Copenhagen: The greatest climate change ever recorded by the world over the last 100,000 years has been the transition from the ice age to the warm interglacial period.
New research from the Niels Bohr Institute at the University of Copenhagen indicates that, contrary to previous opinion, the rise in temperature and the rise in the atmospheric carbon dioxide (CO2) follow each other closely in terms of time.
In the warmer climate, the atmospheric content of CO2 is naturally higher. CO2 is a green-house gas that absorbs heat radiation from the Earth and thus keeps the planet warm.
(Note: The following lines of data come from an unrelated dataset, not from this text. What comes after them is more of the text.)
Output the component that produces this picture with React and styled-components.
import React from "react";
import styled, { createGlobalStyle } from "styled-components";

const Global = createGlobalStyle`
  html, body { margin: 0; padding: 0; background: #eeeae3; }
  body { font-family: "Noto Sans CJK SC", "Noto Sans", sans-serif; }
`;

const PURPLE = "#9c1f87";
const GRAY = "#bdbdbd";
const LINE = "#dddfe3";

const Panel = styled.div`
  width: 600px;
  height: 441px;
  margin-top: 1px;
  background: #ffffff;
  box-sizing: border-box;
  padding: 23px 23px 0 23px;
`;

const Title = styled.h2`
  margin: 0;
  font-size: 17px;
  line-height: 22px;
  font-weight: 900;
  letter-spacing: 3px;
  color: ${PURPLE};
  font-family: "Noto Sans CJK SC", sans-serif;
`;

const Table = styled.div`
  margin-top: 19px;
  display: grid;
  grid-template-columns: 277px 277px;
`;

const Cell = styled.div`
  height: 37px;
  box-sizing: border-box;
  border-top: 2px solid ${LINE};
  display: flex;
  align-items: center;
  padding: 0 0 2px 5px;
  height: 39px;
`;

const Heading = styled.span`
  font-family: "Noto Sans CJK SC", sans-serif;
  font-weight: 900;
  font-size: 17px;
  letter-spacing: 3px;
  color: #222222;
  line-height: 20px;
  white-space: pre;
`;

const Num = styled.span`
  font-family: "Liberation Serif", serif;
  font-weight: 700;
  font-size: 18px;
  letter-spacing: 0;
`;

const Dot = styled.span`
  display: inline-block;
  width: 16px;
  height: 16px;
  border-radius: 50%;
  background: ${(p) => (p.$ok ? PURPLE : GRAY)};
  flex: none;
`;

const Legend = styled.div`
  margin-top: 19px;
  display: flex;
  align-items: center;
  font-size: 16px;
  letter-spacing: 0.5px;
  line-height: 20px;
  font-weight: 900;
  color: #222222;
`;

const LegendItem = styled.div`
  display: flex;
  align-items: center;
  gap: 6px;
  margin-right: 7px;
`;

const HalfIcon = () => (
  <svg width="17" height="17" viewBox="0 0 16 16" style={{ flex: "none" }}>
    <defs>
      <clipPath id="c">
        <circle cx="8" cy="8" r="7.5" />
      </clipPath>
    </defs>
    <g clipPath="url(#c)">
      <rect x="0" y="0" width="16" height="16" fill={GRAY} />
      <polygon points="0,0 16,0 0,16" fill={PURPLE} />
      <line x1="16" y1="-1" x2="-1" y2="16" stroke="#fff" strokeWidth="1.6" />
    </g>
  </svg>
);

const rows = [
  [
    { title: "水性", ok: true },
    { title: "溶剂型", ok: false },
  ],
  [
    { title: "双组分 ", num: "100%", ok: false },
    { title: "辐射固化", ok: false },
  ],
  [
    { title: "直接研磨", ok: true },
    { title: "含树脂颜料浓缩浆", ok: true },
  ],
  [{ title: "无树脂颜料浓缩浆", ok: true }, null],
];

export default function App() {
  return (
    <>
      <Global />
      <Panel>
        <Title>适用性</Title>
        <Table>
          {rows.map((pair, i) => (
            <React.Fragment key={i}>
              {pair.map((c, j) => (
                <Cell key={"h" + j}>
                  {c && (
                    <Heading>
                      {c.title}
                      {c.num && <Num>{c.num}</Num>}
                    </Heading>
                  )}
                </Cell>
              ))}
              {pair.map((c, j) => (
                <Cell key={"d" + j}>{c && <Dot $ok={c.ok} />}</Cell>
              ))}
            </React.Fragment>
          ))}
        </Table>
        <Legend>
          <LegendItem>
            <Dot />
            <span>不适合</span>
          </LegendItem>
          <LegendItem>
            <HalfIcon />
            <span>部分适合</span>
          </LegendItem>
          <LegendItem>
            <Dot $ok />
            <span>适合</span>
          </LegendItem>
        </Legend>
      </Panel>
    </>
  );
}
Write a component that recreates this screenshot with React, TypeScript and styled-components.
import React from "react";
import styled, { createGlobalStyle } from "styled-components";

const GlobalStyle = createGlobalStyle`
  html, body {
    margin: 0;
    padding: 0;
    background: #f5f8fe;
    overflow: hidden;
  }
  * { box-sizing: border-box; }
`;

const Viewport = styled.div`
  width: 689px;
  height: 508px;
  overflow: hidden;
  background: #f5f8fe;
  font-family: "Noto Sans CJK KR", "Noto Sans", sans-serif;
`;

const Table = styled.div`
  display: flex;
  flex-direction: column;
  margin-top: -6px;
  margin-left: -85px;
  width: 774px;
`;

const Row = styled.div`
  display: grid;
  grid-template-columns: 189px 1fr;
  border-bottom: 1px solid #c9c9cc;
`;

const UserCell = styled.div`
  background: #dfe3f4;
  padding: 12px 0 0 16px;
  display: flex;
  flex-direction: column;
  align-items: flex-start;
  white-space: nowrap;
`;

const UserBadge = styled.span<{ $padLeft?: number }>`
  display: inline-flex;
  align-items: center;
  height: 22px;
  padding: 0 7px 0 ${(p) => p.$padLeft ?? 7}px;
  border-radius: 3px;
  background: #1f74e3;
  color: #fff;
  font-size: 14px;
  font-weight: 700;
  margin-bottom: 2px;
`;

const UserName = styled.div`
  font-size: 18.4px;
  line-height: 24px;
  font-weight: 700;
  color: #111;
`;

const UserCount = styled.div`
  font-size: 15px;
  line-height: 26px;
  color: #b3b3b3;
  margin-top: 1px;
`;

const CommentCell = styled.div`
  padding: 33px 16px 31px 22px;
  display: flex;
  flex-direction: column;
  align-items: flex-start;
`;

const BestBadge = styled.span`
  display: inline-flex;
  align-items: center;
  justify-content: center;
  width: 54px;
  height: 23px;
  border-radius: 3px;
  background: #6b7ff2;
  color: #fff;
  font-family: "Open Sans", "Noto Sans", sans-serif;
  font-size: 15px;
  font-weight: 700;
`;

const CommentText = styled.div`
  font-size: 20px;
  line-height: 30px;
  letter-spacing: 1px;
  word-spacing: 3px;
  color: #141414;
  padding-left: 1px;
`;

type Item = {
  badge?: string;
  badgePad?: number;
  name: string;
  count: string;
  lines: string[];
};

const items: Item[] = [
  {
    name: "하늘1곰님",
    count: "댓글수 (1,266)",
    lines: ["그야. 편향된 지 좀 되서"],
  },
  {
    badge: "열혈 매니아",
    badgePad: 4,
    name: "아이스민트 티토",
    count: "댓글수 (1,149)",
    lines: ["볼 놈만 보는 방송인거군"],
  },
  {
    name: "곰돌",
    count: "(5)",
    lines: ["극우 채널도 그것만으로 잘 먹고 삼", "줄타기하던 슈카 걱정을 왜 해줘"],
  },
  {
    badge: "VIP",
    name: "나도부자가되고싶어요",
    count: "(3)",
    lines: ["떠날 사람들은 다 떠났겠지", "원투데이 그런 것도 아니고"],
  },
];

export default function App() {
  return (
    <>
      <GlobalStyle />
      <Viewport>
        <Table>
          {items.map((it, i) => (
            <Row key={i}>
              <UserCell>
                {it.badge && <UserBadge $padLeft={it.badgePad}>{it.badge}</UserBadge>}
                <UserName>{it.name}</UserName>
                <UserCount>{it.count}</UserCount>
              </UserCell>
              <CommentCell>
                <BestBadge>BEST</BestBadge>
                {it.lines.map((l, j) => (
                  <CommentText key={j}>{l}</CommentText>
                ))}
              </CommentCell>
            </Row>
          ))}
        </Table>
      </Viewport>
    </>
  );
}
In the shift between ice ages and interglacial periods the atmospheric content of CO2 helps to intensify the natural climate variations, the journal Climate of the Past reports.
It had previously been thought that as the temperature began to rise at the end of the ice age approximately 19,000 years ago, an increase in the amount of CO2 in the atmosphere followed with a delay of up to 1,000 years, according to a Copenhagen statement.
"Our analyses of ice cores from the ice sheet in Antarctica shows that the concentration of CO2 in the atmosphere follows the rise in Antarctic temperatures very closely and is staggered by a few hundred years at most," explains Sune Olander Rasmussen, associate professor and centre coordinator at the Centre for Ice and Climate at the Niels Bohr Institute at the University of Copenhagen.
The research, which was carried out in collaboration with the University of Tasmania, Australia, is based on measurements of ice cores from five boreholes through the ice sheet in Antarctica. The ice sheet is formed by snow that doesn't melt, but remains year after year and is gradually compressed into kilometres-thick ice.